[BRIEF]
Look through the records below and collect all lines that hold the string "component".

◆ ◆ ◆

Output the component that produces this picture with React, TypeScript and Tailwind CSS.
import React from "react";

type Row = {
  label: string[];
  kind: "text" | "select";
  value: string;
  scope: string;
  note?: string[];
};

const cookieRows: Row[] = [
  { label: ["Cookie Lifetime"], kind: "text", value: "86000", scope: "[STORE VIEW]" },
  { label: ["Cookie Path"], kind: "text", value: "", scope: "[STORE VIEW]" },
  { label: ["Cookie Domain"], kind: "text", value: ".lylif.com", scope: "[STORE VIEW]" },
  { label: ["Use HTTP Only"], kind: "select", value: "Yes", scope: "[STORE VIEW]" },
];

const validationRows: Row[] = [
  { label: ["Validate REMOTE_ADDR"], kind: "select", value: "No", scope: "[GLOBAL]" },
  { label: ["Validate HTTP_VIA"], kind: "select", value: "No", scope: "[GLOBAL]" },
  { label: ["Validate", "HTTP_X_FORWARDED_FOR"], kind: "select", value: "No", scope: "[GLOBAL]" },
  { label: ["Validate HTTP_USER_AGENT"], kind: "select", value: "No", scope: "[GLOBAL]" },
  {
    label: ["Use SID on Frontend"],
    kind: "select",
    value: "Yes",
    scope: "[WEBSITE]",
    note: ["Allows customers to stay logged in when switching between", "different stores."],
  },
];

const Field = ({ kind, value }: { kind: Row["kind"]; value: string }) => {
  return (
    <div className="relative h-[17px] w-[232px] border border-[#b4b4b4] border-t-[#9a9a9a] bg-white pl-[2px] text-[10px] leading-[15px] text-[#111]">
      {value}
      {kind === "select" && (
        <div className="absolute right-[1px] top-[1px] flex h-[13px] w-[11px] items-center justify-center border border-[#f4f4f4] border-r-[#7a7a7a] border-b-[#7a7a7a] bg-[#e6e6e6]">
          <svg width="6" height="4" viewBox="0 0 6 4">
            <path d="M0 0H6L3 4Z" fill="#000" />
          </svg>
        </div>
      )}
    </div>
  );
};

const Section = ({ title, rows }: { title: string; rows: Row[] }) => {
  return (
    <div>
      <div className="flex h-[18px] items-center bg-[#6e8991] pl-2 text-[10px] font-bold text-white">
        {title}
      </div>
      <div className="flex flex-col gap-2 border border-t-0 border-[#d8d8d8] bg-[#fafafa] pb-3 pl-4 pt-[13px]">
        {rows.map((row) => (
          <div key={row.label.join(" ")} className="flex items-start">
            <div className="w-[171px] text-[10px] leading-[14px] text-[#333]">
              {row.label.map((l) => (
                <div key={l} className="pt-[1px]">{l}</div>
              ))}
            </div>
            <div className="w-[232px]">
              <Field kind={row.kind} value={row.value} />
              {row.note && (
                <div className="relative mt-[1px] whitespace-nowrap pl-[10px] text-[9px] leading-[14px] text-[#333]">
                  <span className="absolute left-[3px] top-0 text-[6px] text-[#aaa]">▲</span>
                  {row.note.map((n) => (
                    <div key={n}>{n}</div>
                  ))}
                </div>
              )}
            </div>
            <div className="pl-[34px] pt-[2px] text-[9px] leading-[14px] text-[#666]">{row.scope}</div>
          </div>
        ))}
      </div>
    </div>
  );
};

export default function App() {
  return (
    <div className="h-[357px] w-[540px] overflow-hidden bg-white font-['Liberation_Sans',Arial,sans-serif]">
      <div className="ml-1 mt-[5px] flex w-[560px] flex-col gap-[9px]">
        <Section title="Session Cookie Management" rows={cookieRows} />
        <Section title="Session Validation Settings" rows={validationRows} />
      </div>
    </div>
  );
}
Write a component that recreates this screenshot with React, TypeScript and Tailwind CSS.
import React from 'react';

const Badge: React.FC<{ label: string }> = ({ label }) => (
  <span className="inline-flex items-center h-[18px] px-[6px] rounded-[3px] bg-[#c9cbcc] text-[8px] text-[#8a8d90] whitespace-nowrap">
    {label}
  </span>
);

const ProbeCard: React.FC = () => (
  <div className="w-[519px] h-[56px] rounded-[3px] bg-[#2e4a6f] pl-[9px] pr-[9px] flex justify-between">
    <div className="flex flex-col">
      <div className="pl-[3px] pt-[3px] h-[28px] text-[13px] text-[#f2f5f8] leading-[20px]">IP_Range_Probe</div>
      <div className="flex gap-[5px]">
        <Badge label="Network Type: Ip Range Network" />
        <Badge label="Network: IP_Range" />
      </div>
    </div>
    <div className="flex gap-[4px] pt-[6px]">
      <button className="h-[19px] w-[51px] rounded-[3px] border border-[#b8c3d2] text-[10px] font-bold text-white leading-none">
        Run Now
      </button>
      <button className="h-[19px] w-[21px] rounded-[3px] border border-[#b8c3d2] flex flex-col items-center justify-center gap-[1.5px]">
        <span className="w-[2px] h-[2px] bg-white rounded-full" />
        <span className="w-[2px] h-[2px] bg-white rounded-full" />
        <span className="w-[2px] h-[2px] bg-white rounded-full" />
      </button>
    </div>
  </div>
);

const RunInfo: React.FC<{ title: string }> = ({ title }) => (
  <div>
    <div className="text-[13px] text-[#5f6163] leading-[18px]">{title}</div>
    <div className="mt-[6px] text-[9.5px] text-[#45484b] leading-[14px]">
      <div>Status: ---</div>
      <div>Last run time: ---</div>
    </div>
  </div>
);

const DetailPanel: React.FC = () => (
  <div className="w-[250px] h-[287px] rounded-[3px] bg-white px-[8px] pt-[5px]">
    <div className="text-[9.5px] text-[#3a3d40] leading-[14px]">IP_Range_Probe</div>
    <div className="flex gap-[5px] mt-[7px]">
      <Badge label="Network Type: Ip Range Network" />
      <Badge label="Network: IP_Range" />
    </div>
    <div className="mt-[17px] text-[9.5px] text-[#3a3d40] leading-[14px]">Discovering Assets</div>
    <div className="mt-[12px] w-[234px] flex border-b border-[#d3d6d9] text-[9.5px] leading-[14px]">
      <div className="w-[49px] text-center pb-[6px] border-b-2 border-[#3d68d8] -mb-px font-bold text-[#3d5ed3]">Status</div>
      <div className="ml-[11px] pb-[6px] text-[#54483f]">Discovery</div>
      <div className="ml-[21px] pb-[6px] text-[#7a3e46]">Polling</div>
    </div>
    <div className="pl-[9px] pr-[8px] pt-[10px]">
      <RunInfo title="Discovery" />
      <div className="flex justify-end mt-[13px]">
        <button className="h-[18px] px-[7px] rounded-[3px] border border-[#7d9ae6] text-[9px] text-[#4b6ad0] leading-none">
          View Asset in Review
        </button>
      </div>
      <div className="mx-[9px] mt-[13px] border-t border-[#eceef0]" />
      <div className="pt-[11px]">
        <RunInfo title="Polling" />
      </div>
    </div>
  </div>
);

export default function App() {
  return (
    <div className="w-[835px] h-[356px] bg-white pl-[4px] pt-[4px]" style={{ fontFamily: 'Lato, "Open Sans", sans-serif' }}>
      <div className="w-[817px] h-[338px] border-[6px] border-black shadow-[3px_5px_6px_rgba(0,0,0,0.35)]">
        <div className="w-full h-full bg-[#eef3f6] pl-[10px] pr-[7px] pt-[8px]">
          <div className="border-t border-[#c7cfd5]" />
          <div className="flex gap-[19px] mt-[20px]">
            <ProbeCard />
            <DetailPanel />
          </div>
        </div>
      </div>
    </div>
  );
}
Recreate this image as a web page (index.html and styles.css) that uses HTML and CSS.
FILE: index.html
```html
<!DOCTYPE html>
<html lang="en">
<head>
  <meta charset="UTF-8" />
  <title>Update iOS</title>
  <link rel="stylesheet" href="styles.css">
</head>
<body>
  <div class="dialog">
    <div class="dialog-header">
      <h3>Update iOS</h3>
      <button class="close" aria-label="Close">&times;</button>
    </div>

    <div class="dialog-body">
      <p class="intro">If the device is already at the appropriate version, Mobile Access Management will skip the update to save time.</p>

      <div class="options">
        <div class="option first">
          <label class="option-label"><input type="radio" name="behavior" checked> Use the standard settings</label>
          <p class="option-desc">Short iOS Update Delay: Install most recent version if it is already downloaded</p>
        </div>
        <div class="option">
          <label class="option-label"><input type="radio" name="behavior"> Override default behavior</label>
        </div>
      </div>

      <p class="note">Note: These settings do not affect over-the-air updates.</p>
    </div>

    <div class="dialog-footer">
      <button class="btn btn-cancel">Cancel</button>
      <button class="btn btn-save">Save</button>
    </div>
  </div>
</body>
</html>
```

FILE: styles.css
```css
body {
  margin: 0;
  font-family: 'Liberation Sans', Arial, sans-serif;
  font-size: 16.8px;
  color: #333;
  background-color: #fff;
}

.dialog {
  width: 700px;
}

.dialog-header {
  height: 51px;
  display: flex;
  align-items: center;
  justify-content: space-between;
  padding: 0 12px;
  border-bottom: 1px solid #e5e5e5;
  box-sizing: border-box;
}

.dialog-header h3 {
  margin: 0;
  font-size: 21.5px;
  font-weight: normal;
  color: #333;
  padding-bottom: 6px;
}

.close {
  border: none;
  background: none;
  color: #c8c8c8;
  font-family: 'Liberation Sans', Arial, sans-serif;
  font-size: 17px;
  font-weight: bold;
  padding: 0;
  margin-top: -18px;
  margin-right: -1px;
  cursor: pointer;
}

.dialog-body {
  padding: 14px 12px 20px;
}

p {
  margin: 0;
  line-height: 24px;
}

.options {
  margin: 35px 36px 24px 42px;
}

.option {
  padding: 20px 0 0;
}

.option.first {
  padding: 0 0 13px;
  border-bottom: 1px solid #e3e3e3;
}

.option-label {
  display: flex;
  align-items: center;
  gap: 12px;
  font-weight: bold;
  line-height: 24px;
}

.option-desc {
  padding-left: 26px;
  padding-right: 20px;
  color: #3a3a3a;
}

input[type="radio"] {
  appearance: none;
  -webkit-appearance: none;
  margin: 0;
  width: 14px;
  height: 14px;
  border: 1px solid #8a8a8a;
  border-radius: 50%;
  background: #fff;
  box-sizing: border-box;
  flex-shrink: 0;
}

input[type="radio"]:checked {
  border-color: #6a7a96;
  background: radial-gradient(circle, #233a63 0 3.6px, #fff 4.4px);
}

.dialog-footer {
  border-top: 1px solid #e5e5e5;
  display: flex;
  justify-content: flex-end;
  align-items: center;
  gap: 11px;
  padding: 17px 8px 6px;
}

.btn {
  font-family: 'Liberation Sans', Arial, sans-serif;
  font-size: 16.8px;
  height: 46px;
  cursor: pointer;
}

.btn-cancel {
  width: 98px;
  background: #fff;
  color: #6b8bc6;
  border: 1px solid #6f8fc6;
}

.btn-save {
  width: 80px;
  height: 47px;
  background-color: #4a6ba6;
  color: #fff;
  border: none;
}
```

◆ ◆ ◆

[WRITTEN RESPONSE]
Output the component that produces this picture with React, TypeScript and Tailwind CSS.
Write a component that recreates this screenshot with React, TypeScript and Tailwind CSS.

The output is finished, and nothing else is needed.